Regarding pre-sandbox hooks, I think we've made a mistake by conflating a policy to apply to the kernel with a set of layer-specific steps in the same object. Splitting these apart may allow for more re-use -- the same kernel policy, for example against different set of warm-up steps for different process types.
One final point that I think validates this design is that the number of per-file=security OWNERS lines is vastly reduced as all the security sensitive files wind up consolidated in the same directory.
I share the concern about //sandbox knowing about (former) //content-related concepts, and there was some discussion about that on the review here: https://chromium-review.googlesource.com/c/chromium/src/+/676191/18/chrome/browser/chrome_content_browser_client.cc#2801.

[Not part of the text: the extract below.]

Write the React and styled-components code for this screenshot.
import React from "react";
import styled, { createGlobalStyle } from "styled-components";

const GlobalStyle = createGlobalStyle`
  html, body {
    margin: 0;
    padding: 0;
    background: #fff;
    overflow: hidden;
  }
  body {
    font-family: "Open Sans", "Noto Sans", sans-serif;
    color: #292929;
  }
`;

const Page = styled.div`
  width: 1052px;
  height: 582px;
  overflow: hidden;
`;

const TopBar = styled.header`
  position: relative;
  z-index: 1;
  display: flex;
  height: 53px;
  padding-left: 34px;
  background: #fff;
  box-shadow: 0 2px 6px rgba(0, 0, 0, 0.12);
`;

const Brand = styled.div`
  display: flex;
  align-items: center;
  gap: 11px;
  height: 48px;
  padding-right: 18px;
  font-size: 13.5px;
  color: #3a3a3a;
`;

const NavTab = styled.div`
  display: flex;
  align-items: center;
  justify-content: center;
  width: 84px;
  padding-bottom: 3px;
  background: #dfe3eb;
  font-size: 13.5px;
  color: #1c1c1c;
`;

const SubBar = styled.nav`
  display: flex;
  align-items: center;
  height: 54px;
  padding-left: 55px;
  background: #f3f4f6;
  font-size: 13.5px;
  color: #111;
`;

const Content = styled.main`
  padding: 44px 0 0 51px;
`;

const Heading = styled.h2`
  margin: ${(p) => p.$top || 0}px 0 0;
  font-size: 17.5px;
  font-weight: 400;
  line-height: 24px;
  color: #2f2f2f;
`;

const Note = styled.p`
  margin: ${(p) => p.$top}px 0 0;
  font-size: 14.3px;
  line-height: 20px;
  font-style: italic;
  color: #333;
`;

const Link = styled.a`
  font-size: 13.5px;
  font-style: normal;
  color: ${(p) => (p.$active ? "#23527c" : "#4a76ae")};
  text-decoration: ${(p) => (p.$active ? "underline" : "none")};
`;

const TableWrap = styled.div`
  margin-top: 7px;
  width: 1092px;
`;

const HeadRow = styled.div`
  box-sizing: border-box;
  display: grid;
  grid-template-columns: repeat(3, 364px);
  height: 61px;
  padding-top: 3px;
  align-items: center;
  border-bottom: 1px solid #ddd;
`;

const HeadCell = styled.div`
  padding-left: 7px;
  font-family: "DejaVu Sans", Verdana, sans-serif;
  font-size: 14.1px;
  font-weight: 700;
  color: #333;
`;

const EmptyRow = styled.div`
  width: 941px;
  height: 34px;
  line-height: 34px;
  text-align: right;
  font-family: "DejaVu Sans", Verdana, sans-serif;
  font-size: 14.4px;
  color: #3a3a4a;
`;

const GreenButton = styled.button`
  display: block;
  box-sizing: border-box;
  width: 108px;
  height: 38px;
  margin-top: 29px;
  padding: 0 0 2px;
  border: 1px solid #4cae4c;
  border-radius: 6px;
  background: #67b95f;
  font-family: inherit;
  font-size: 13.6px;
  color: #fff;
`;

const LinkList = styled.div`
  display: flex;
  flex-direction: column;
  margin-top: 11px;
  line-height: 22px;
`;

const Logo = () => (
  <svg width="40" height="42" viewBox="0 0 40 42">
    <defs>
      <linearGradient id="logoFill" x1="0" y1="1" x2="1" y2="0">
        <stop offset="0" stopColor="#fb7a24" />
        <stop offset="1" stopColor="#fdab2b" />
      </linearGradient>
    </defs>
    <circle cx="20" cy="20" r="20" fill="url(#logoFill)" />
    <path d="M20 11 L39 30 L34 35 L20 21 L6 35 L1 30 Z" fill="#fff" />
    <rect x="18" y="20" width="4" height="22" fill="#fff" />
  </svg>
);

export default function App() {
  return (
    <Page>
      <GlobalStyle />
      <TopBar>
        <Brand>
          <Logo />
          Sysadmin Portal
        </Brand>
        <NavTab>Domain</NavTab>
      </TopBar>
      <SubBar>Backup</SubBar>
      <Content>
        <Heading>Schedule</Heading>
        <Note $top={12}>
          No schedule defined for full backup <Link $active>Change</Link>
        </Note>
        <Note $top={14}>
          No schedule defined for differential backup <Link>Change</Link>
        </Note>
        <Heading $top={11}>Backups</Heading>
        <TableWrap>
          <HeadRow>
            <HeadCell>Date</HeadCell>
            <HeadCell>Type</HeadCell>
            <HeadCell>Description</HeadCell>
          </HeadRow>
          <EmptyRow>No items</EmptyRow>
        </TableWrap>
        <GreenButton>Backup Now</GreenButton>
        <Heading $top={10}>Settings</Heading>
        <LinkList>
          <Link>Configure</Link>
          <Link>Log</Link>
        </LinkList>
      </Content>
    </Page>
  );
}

From the above discussion, it sounds like //sandbox/policy was a sort of compromise place to put this stuff, but it indeed may not be the best place. Could this instead move to be closer to the service manager, maybe somewhere in //services?
I think it would be reasonable to define specific policies somewhere like
//services/service_manager/sandbox_policies.
FWIW though, I do still believe a worthwhile long-term goal is to move away
from broadly defined, named configurations like "network" etc, and move
toward a reasonable set of more granular sandbox features which manifests
can configure. It would be unfortunate if terms like "renderer" and
"utility" ended up as permanent fixtures in our service APIs. Is that part
of the plan here?
WRT granular privileges, we've gone back and forth on this a few times. The issue here is that things are not going to be consistent across plaftorms: just because network needs fiilesystem access on one platform doesn't mean that its going to require it on another. We wind up with a large number of platform-specific "ifdefs" in the manifests in that case, esp since some kinds of privileges will exit only on one platform or another.
I've currenly added "sandbox_type" to the manifest, with the idea that the lower layers would deduce what that means. I was hoping for some more generic naming than, renderer, as you mention but I haven't found it yet.